Czynnikiem chłodniczym jest z reguły ciekły azot, rzadziej - głównie z uwagi na znacznie wyższe temperatury i problemy z powstałym wskutek sublimacji CO2 "śniegiem" - tunele na ciekły dwutlenek węgla. Kriogeniczne metody mrożenia żywności dają szczególnie korzystne rezultaty w przypadku produktów delikatnych, łatwo odkształcalnych i sklejających się. Produkt, w całości bądź jego warstwa zewnętrzna, w bezpośrednim kontakcie z czynnikiem kriogenicznym ulega szybkiemu zamrożeniu, dzięki czemu minimalizuje się zjawiska mechanicznego uszkodzenia produktu oraz ubytki surowca. Tunele te jednak cechują się stosunkowo wysokimi kosztami eksploatacyjnymi wskutek zużywania określonej ilości czynnika chłodniczego na każdy kilogram zamrażanego produktu (wartości te są zróżnicowane i zależą od temperatury utrzymywanej we wnętrzu tunelu oraz entalpii produktu zamrażanego).

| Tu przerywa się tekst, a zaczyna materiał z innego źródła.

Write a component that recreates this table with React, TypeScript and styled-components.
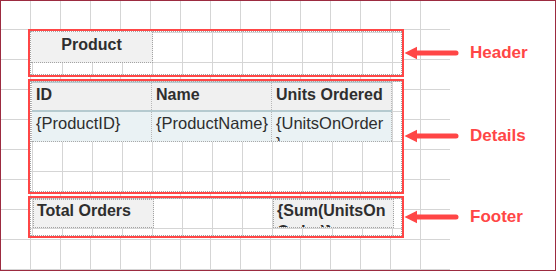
import React from "react";
import styled, { createGlobalStyle } from "styled-components";

const RED = "#ff4646";
const GRID = "#d5d5d5";
const DOT = "#a3a3a3";

const columns = [
  { title: "ID", field: "{ProductID}", inset: 2 },
  { title: "Name", field: "{ProductName}", inset: 0 },
  { title: "Units Ordered", field: "{UnitsOnOrder}", inset: 6 },
];

const Arrow = () => (
  <svg width="55" height="14" viewBox="0 0 55 14" aria-hidden="true">
    <path d="M0.5 7 L13 0.7 L13 13.3 Z" fill={RED} />
    <path d="M12 7 H52" stroke={RED} strokeWidth="5" strokeLinecap="round" />
  </svg>
);

const Callout = ({ label }: { label: string }) => (
  <CalloutWrap>
    <Arrow />
    <CalloutLabel>{label}</CalloutLabel>
  </CalloutWrap>
);

export default function App() {
  return (
    <>
      <GlobalStyle />
      <Designer>
        <BandRow>
          <Band $height={48}>
            <BandBody $gridY={1}>
              <TitleCell>Product</TitleCell>
            </BandBody>
          </Band>
          <Callout label="Header" />
        </BandRow>

        <BandRow>
          <Band $height={115}>
            <BandBody>
              <Table>
                <TableRow $tone="head">
                  {columns.map((c) => (
                    <Cell key={c.title} $tone="head" $inset={2}>
                      {c.title}
                    </Cell>
                  ))}
                </TableRow>
                <TableRow $tone="data">
                  {columns.map((c) => (
                    <Cell key={c.field} $tone="data" $inset={c.inset}>
                      {c.field}
                    </Cell>
                  ))}
                </TableRow>
              </Table>
            </BandBody>
          </Band>
          <Callout label="Details" />
        </BandRow>

        <BandRow>
          <Band $height={42}>
            <BandBody>
              <FooterRow>
                <TotalCell $col={1}>Total Orders</TotalCell>
                <TotalCell $col={3}>{"{Sum(UnitsOnOrder)}"}</TotalCell>
              </FooterRow>
            </BandBody>
          </Band>
          <Callout label="Footer" />
        </BandRow>
      </Designer>
    </>
  );
}

const GlobalStyle = createGlobalStyle`
  html, body {
    margin: 0;
    padding: 0;
    background: #fff;
  }

  body {
    font-family: "Liberation Sans", Arial, sans-serif;
    color: #2e2e2e;
  }
`;

const Designer = styled.div`
  box-sizing: border-box;
  width: 556px;
  height: 271px;
  border: 1px solid #9c2b40;
  padding: 28px 0 0 27px;
  display: flex;
  flex-direction: column;
  gap: 2px;
  background:
    linear-gradient(to right, transparent 449px, #fff 449px) 0 0 / 100% 100% no-repeat,
    linear-gradient(to right, transparent 29px, ${GRID} 29px) 0 0 / 30px 30px,
    linear-gradient(to bottom, transparent 28px, ${GRID} 28px, ${GRID} 29px, transparent 29px) 0 0 / 30px 30px,
    #fff;
`;

const BandRow = styled.div`
  display: flex;
  align-items: center;
`;

const Band = styled.section<{ $height: number }>`
  box-sizing: border-box;
  flex-shrink: 0;
  width: 376px;
  height: ${(p) => p.$height}px;
  border: 2px solid ${RED};
`;

const BandBody = styled.div<{ $gridY?: number }>`
  box-sizing: border-box;
  height: 100%;
  border: 1px dotted ${DOT};
  background:
    linear-gradient(to right, transparent 29px, ${GRID} 29px) 2px 0 / 30px 30px,
    linear-gradient(to bottom, transparent 29px, ${GRID} 29px) 0 ${(p) => p.$gridY ?? 0}px / 30px 30px,
    #fff;
`;

const TitleCell = styled.div`
  box-sizing: border-box;
  width: 122px;
  height: 31px;
  padding-top: 4px;
  background: #f1f1f1;
  border-right: 1px dotted ${DOT};
  border-bottom: 1px dotted ${DOT};
  font-size: 16px;
  font-weight: 700;
  line-height: 18px;
  text-align: center;
`;

const Table = styled.div`
  width: fit-content;
  border-left: 1px dotted #b4b4b4;
`;

const TableRow = styled.div<{ $tone: "head" | "data" }>`
  display: grid;
  grid-template-columns: repeat(3, 120px);
  background: ${(p) => (p.$tone === "head" ? "#f0f0f0" : "#eaf2f4")};
  border-top: ${(p) => (p.$tone === "head" ? "1px solid #b5cacf" : "none")};
  border-bottom: ${(p) =>
    p.$tone === "head" ? "2px solid #b5cacf" : "1px dotted #a9a9a9"};
`;

const Cell = styled.div<{ $tone: "head" | "data"; $inset: number }>`
  box-sizing: border-box;
  height: ${(p) => (p.$tone === "head" ? 27 : 29)}px;
  padding: ${(p) => (p.$tone === "head" ? 3 : 1)}px ${(p) => p.$inset}px 0 4px;
  border-right: 1px dotted #b8b8b8;
  overflow: hidden;
  overflow-wrap: anywhere;
  font-size: ${(p) => (p.$tone === "head" ? "16px" : "16.5px")};
  font-weight: ${(p) => (p.$tone === "head" ? 700 : 400)};
  line-height: ${(p) => (p.$tone === "head" ? 18 : 20)}px;
`;

const FooterRow = styled.div`
  display: grid;
  grid-template-columns: 121px 119px 121px;
  margin-left: 2px;
`;

const TotalCell = styled.div<{ $col: number }>`
  grid-column: ${(p) => p.$col};
  box-sizing: border-box;
  height: 29px;
  padding: 0 4px 0 3px;
  background: #f1f1f1;
  border: 1px dotted ${DOT};
  overflow: hidden;
  overflow-wrap: anywhere;
  font-size: 16px;
  font-weight: 700;
  line-height: 21px;
`;

const CalloutWrap = styled.div`
  display: flex;
  align-items: center;
  gap: 11px;
  margin-top: -1px;

  svg {
    display: block;
  }
`;

const CalloutLabel = styled.span`
  color: ${RED};
  font-size: 17px;
  font-weight: 700;
  line-height: 20px;
`;
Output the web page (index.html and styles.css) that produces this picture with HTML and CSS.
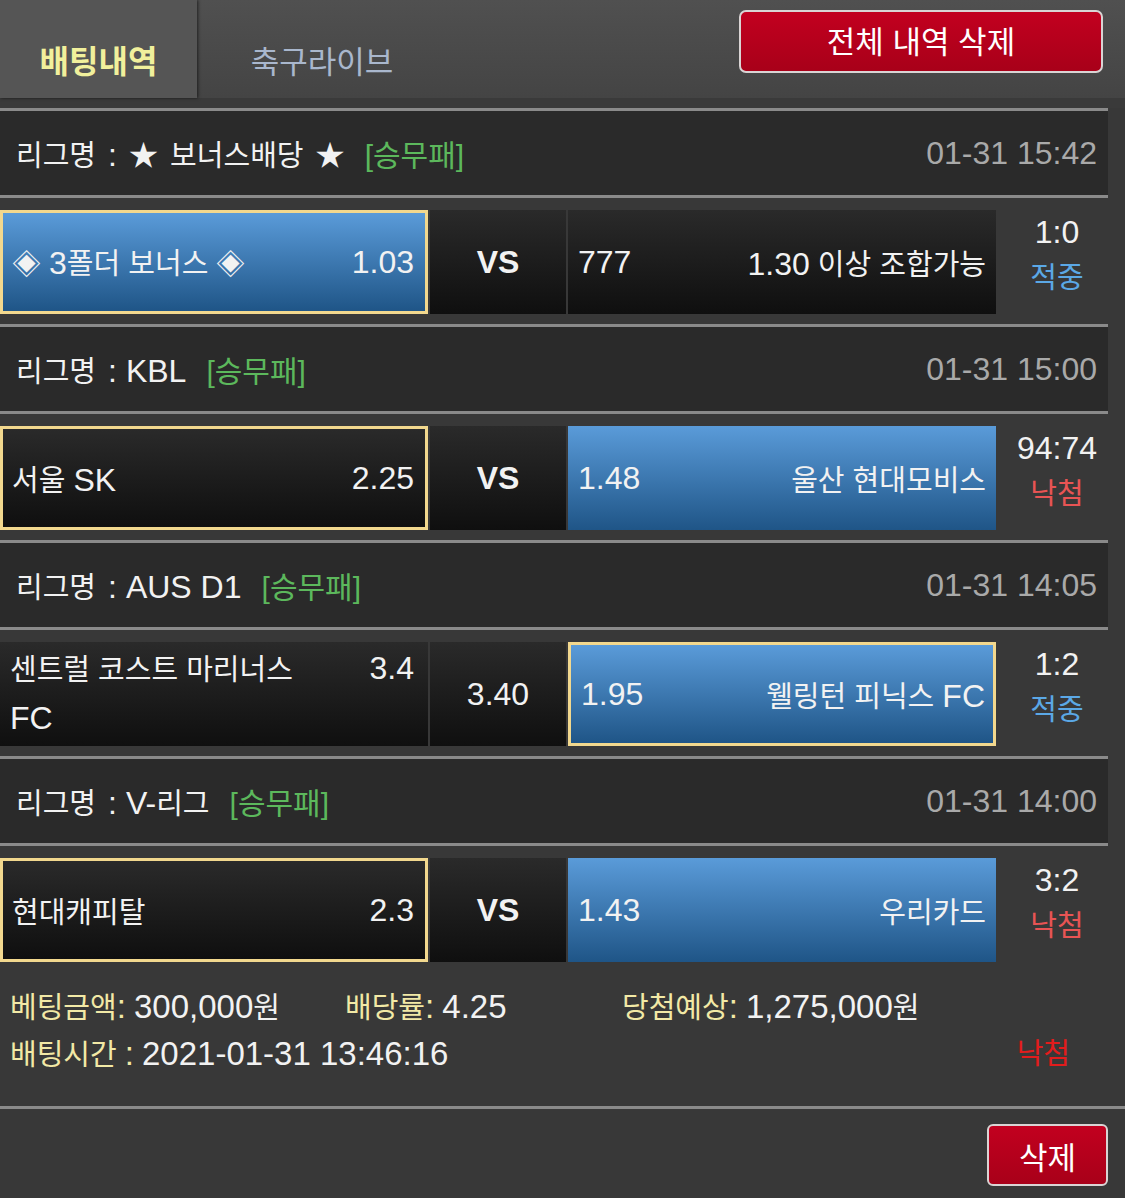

Z urządzeń oferowanych na naszym rynku można wymienić tunele firm C.E.S. (w Polsce dostępne za pośrednictwem firmy BOC Gazy Sp. z o. o.) oraz Linde (polskie przedstawicielstwo - Linde Gaz Polska Sp. z o. o.).
W asortymencie firmy C.E.S. występują między innymi:
Wybrane szczegóły tuneli kriogenicznych liniowych i taśmowo-spiralnych firmy C.E.S. przedstawiono na rysunkach od 11 do 14.
Urządzenia te nie są tunelami zamrażalniczymi, wspominamy jednak o nich z uwagi na rosnące zapotrzebowanie rynku krajowego (zakłady drobiarskie), wynikające z konieczności dostosowania warunków technologicznych produkcji drobiu do wymagań Unii Europejskiej. Do ubiegłego roku obowiązywały one głównie zakłady eksportujące drób do krajów Unii, obecnie stają się obowiązujące także dla produkcji na rynek krajowy. Podstawowym warunkiem technologicznym dla schładzania jest możliwie szybkie obniżenie temperatury tuszek po uboju z 38oC do 4oC (w mięśniu piersiowym), przy czym musi to odbywać się wyłącznie przy pomocy powietrza. Dopuszczalne jest stosowanie jedynie natrysku wodnego (tzw. mgła wodna), przy czym ma on na celu głównie wyeliminowanie poubojowych przebarwień tuszek, co występuje często przy schładzaniu suchym powietrzem.
Urządzenia te mają charakter rozwiązań indywidualnych, dostosowanych każdorazowo do wielkości produkcji, budowy i wymiarów hali produkcyjnej, asortymentu drobiu itp. Tym samym wymagają odrębnego projektowania, gdyż trudno byłoby je stypizować. Spośród firm polskich, które podejmują się zaprojektowania i realizacji tych bardzo trudnych tuneli, warto wymienić MOSTOSTAL WROCŁAW S.A., którego zespół projektowy posiada w swym dorobku szereg udanych rozwiązań tego typu, przy czym pierwsze z nich były realizowane jeszcze w latach 90-tych, przede wszystkim na potrzeby zakładów eksportujących drób wodny na rynki zachodnie.
Niniejszy materiał, z uwagi na zrozumiałe ograniczenia ramowe, ma na celu przede wszystkim przybliżenie Czytelnikom problematyki zamrażania technologicznego. Dawne hasło jednej z firm produkujących tunele: "dla każdego rodzaju produktu specjalistyczny tunel zamrażalniczy" jest jak najbardziej aktualne. Śledzenie rynku krajowego wykazuje, że prawie każdy zakład zamrażający żywność docenia ten problem, a brak koniecznych inwestycji wynika z reguły ze zbyt skromnego budżetu w danym przedziale czasowym. Warto na koniec zwrócić uwagę na całkowite odejście w zakładach drobiarskich od stosowania tzw. automatycznych tuneli stelażowych (czy paletowych), które zostały wylansowane w latach 70-tych ub. wieku. W tunelach tych proces zamrażania tuszek drobiu odbywał się w cyklu w pełni automatycznym, przy czym tuszki (w osłonkach) przed zamrażaniem były pakowane w kartony i w tych kartonach - jedynie bez wieczka - wprowadzane do tunelu. Po zamrożeniu wystarczyło jedynie założyć wieczko i przykleić metkę producenta. Mimo tych niewątpliwych zalet i zmniejszenia pracochłonności, obecnie wszystkie zakłady wracają do tradycyjnego zamrażania, tzn. na wózkach lub paletach w tunelach zapychowych. Jak widać, czasami nowoczesne (choć bardzo kosztowne) rozwiązania są eliminowane przez znacznie bardziej pracochłonne, ale proste w działaniu.